FIBA’s Basketball Arbitration Tribunal (BAT), the legal body charged with resolving labor and financial disputes among international teams, players, agents and coaches, has issued guidelines outlining its intentions for future cases affected by the coronavirus pandemic.
“Given the extraordinary situation caused by the current COVID-19 pandemic and in order to provide greater legal certainty to the basketball community, the Guidelines have been issued by the BAT President Prof. Dr. Ulrich Haas, the BAT Vice-President Raj Parker, and all BAT Arbitrators,” FIBA said in a statement posted to its website. “They are intended to provide … guidance in proceedings and help facilitate amicable settlements.”
In March, when most leagues decided to suspend or cancel their seasons, about 30 percent of the schedules remained. Most international teams have suspended or terminated contracts for players and coaches, leaving remaining payments up in the air. With revenue grinding to a halt, there is significant concern that the pandemic may bring international leagues to its knees if teams were forced to pay contracts in full, something that is addressed by the BAT. For example, salaries that were due prior to league suspensions are not subject to any reduction.
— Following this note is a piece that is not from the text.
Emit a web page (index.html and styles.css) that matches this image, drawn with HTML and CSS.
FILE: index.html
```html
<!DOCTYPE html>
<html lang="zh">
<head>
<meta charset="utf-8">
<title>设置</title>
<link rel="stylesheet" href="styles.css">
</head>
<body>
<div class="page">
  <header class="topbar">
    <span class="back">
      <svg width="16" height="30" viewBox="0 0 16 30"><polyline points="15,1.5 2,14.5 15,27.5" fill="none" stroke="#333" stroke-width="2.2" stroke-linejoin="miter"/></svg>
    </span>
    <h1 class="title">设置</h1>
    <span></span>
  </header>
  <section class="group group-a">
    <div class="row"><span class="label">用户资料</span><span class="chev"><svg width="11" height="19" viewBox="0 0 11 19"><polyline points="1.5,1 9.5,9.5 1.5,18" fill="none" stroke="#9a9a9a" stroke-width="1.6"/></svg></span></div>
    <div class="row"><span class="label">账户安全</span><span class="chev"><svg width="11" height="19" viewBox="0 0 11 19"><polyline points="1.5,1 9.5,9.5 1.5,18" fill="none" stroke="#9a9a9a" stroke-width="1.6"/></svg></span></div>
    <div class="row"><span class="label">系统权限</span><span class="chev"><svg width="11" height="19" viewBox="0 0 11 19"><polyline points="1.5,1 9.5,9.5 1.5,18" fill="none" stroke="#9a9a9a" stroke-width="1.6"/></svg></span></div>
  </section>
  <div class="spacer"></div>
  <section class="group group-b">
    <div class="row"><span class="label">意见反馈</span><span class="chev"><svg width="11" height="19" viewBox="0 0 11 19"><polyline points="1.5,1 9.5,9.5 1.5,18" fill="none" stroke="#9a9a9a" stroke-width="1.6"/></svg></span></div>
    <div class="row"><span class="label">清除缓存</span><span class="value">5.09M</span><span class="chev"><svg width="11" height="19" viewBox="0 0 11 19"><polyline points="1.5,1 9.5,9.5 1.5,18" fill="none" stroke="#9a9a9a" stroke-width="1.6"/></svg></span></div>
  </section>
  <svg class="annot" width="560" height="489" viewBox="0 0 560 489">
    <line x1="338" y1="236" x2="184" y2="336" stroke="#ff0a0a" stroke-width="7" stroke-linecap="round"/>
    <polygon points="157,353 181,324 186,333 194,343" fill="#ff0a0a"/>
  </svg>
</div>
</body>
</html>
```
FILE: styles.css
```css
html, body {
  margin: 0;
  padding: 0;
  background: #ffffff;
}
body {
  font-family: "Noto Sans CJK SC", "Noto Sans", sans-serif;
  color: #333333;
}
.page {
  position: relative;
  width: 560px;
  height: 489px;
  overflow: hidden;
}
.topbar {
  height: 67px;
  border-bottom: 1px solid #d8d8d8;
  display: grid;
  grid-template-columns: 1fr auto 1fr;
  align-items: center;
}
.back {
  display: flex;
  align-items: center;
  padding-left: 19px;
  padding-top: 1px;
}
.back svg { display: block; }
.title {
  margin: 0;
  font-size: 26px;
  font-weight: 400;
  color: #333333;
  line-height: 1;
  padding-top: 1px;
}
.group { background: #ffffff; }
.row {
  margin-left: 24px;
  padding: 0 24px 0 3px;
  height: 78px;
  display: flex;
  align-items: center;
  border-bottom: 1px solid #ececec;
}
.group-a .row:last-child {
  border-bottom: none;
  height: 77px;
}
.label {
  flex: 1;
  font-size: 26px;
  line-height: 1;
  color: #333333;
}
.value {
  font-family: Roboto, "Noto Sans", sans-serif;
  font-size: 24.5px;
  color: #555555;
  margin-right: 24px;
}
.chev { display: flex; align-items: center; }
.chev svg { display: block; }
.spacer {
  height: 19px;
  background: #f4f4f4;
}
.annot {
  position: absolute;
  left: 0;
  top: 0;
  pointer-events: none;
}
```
Some of the more notable guidelines include that players making more than approximately $2,700 a month may have their remaining salaries reduced by 50 percent, taking into account circumstances of the team, player or coach. Also, the guidelines state that “amicable settlements are the preferred means of resolution,” and outline what to do with contracts and salaries if play resumes in international leagues.
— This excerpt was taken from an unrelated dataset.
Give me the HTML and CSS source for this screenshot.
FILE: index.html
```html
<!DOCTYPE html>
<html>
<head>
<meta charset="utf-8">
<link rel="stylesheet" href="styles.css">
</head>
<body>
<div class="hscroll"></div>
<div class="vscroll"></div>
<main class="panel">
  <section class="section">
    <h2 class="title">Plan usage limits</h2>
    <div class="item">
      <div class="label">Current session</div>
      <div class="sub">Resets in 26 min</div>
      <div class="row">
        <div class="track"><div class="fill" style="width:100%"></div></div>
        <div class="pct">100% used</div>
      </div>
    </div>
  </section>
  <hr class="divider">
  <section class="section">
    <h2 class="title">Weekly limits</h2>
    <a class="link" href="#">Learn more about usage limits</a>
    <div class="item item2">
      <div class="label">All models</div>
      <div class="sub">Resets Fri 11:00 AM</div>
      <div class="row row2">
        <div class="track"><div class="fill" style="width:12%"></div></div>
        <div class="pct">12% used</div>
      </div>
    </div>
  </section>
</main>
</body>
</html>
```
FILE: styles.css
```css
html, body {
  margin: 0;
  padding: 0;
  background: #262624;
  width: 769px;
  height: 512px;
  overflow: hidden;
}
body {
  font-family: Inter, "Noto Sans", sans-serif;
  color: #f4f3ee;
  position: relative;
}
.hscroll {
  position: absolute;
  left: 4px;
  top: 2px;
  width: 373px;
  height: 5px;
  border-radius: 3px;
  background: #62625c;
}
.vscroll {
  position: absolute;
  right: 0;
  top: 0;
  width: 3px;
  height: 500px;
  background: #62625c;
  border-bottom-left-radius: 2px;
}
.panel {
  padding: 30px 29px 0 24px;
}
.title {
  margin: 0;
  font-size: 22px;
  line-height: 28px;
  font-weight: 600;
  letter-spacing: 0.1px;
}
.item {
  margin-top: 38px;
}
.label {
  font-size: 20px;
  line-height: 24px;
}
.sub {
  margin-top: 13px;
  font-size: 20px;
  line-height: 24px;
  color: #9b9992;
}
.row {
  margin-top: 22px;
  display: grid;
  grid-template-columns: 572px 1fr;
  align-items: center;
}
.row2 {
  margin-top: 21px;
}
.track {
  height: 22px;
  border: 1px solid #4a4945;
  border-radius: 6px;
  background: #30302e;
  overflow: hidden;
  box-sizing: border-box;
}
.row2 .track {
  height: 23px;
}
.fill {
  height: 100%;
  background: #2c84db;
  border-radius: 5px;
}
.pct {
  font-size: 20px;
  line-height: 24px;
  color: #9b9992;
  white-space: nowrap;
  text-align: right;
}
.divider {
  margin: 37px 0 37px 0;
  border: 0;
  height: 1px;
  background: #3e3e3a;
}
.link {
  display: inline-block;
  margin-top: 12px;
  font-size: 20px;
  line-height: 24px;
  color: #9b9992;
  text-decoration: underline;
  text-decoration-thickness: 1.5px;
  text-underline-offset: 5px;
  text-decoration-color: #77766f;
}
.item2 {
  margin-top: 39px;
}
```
The BAT stated that the COVID guidelines are temporary, and subject to adjustments. Further, it explains that these guidelines are not binding rules, and that BAT still has the ability to decide individual cases based on extenuating circumstances.
These measures are not expected to have much impact on the NBA’s negotiations with the NBA Players Association, as the NBPA had already agreed to a 25% reduction in salary beginning with the biweekly payment due May 15th. The NBA collective bargaining agreement stipulates that compensation for players can be reduced in the event of a “force majeure” event, such as an epidemic, in accordance with a formula based on the number of games missed.
ESPN’s Adrian Wojnarowski previously reported that players could lose 23-26% of their season salary — based on how many games their teams have already played — if games don’t resume. The NBA and NBPA will spread out the salary deductions into the first four pay periods, through November and December, of the 2020-21 season, sources told Wojnarowski.
FIBA has the power to ensure that BAT resolutions are honored by parties through sanctions and restrictions on signing new players. BAT has ruled on more than 1,500 cases over the past decade.
International basketball–with domestic and pan-continental leagues worldwide, and sometimes laissez-faire approach to payment schedules and contractual obligations–required a body like BAT, which was established in 2006, to step in with guidelines. Unlike the NBA, there is no CBA, no standard contracts, and no formally recognized union or players association. Complicating matters is the fact that the overwhelming majority of international basketball contracts do not possess force majeure language.
Of note among the other BAT guidelines:
—Teams shall continue to provide amenities as stipulated in contracts, such as housing, cars, meals, and health insurance, “provided the player is dependent on them and to the extent they are proportionate.”
—The obligation of players to provide sporting services shall be suspended, except as public health guidelines permit. Players are under an obligation to stay fit and healthy, to the extent possible under the conditions prevailing in the relevant country, and to participate in any scheduled team activities that are permissible.
—In deciding how to enforce salary reductions, the BAT says it will take into account how the club plans to use liquidity saved through salary reductions.